If we didn’t know that the local was local it would be for us a little globality. The local is revealed as the global makes itself possible, and necessary. Go to work, do your shopping, travel far from home, this is what constitutes the local, which otherwise would more modestly be the place where we live. All the same, we live strictly speaking nowhere. Our existence is simply divided into layers of schedules and topologies, in slices of tailored life.

Tiqqun, Notes on the Local

 

How do we make ourselves feel “at home” in the world?

Consider how we decorate the interiors of our homes or our rooms. If you are like me, you design posters and create collages to draft up on your walls. You might take a piece someone else created and mash it up a bit with your own material, and hang that somewhere you’ll always run into it. You may write notes to yourself and tac them up near your desk. These are just some of the things people do. Maybe you paint images directly on the wall, or place objects in a specific ordering. The arrangement of objects can be like a ritual. I know someone who makes paper roses and place them into jars, and someone who maps out their menstrual cycle and draws it on the ceiling.

In any case, we have sincerely personalized the space around us, to make it our own. We are the artists of our own lives, at least in this space, at least in this respect. Thus far we are solitary practioners of this personal art.

What disturbs me is that I am not an artist of the world around me, beyond my solitary confinements, as much as I try. I am not an artist of the public space, and no one else is either. Nothing around me is personalized, though for some reason people talk about it like it is. “My city,” “My neighborhood,” etc. Even so, why should we feel “at home” in the world anyway? The only spaces we are supposed to feel at home in are monitored spaces, shopping spaces, and spaces we pay someone else directly to use. The parks we cannot make ourselves at home in. The streets neither. None of the spaces around us can be personalized at all, and hence we cannot be artists of these spaces.

I have tried to interject my ideas into mundane spaces as I conquer my layered schedule, as I wander through slices of the alienated life. I think that by extending my personal space into the world, I can transform the things around me into my personal wall, my personal stairwell, my personal desk. In fact there are many layers of personalization, because they do not belong to just me, but everyone else who’s life they’re apart of too. I want my world to feel personally intersected with other peoples’ world because it makes me feel connected to these surroundings, and by extension, to other people.
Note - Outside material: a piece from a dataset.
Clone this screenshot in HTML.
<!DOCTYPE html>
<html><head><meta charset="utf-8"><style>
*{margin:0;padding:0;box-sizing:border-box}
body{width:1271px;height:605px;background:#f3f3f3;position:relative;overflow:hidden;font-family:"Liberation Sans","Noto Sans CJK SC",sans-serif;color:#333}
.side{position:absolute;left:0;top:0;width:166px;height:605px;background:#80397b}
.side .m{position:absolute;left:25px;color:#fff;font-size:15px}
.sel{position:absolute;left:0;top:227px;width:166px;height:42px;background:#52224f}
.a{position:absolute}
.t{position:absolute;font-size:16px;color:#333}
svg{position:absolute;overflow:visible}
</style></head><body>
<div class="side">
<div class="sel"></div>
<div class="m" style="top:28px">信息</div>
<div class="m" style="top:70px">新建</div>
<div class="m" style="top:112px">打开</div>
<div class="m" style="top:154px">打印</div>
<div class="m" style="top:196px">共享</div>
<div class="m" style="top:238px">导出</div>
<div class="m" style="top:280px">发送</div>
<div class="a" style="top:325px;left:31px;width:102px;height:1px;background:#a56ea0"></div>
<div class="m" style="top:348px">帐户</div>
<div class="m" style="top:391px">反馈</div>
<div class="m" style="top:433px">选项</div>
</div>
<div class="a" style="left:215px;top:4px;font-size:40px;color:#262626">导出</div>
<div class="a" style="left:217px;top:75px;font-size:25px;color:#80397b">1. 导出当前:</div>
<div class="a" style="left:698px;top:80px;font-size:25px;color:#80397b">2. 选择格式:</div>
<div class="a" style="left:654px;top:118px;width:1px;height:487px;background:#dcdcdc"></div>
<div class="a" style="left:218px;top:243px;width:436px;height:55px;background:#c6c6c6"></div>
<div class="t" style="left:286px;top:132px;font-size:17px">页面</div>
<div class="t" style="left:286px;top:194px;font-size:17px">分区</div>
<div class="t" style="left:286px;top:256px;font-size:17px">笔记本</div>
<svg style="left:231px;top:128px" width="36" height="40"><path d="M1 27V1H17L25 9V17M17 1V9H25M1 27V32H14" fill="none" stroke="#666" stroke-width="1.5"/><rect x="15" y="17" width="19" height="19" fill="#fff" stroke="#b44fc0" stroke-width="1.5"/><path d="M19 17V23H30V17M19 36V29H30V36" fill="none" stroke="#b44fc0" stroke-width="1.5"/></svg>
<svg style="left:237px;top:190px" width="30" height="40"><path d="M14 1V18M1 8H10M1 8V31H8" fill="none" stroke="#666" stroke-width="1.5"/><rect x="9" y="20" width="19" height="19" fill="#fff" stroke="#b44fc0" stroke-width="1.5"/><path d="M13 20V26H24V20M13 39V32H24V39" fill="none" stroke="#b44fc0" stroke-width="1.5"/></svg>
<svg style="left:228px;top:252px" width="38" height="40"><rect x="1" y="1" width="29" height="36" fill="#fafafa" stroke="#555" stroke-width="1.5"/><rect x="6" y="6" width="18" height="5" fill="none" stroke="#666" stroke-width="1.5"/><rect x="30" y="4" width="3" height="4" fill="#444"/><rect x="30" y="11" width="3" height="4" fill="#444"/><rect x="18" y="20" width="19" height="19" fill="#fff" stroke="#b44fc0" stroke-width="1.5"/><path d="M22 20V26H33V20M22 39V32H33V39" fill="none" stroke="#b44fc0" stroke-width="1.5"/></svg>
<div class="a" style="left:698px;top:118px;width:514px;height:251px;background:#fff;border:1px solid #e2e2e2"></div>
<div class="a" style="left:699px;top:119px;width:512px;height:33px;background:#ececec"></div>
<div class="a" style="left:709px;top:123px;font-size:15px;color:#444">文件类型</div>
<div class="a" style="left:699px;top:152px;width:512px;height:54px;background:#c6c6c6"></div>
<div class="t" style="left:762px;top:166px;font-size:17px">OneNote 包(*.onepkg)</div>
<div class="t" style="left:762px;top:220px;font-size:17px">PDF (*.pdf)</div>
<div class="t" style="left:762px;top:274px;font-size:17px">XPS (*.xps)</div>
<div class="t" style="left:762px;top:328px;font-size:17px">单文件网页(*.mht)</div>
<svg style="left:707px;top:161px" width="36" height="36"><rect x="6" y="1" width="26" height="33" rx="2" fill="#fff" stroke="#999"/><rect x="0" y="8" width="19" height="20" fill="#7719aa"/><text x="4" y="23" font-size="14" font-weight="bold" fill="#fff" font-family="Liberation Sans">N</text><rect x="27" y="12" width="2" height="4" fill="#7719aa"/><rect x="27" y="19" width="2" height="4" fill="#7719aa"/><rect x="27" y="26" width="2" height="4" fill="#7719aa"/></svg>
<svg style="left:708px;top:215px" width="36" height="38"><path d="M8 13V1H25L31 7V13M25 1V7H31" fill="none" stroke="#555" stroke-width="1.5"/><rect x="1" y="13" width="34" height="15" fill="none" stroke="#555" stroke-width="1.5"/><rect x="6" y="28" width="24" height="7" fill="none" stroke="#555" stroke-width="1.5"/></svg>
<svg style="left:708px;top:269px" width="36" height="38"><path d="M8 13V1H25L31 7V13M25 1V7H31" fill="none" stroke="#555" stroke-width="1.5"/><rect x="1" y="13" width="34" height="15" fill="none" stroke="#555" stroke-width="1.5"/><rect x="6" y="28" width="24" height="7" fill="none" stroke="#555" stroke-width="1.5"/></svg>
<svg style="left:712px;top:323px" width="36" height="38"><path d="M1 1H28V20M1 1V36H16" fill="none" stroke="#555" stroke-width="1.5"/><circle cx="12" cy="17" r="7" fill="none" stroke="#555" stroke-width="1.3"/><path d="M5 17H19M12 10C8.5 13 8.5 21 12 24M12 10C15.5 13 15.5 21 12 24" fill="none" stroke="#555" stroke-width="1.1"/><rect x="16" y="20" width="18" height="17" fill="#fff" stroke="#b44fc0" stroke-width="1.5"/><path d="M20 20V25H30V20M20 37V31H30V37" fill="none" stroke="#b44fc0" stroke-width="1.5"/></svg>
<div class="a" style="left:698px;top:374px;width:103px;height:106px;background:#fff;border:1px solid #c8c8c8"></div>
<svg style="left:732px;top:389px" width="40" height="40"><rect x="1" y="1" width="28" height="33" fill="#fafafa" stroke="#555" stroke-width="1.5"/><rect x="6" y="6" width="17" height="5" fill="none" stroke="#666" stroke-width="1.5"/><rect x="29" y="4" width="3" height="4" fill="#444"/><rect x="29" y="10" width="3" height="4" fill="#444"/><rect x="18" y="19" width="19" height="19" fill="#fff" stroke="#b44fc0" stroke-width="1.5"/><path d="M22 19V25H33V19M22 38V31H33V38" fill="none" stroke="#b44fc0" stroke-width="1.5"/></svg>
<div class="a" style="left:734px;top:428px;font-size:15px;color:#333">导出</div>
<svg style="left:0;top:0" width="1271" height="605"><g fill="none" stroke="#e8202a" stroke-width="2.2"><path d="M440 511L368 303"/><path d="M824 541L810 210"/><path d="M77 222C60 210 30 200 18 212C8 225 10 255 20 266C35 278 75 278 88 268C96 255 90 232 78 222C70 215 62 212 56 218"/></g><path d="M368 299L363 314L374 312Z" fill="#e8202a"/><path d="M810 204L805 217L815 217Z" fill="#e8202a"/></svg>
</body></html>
It makes my surroundings feel lived in, cared for. I consider this a tiny revolution worth fighting, a small victory for raising consciousness.

So what is the local, if not something that could be profoundly personal? Personalization is the advantage the local has over the global, which by sheer proximity is entirely impersonal, and entirely representational. “The world is becoming global, but it is also shrinking,” the Tiqqun author says. Local space is becoming a tool for global space, and at the same time, the local is becoming untouchable for us who live here. And after we become artists of the local, artists of the spaces we inhabit, we still have a much greater art to realize — namely, to become artists of the social and economic situation altogether.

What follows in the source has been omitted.